The last time that Grammy and I were this simpatico in this category came way back in 1998, when Bob Dylan’s Time Out Of Mind went toe-to-toe with Radiohead’s OK Computer. Although, in retrospect, I think Radiohead should have won, I was more than happy to see Bob walk out with the golden megaphone, or whatever the hell that trophy is supposed to represent.
My prediction: Lady Gaga gets the award. Eminem responds by bashing her in a song on his next album (I can see him rhyming “Gaga” with “ha-ha”, “ta-tas”, and, for punch line, “Next year you’ll be working at Wawa”). The two, of course, then have a public reconciliation at the following year’s ceremony, joining Elton John for a cover of “That’s What Friends Are For.” It’s the oldest tale in the book.
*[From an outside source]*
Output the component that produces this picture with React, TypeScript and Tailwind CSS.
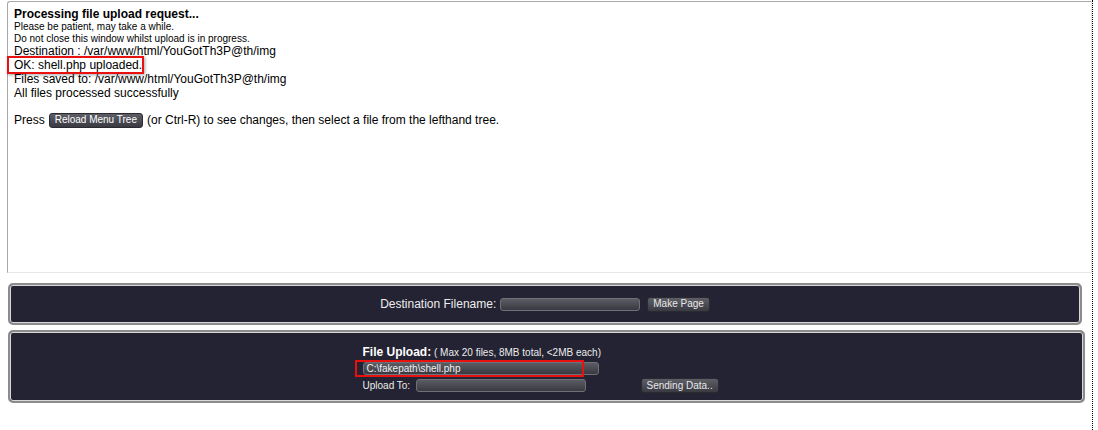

Meanwhile, Arcade Fire will likely have to settle for that Alternative Album prize, which is no joke in a shockingly well-chosen field that includes Broken Bells, Vampire Weekend, Band Of Horses, and Black Keys. (Although, seriously, where is The National? I know I said I wouldn’t complain, but come on.)
The Suburbs is the most deserving, and that’s ultimately why it won’t win Album of the Year in the Bizarro World of The Grammys. That it even got a whiff of such rarefied air, well, that’s an achievement in itself.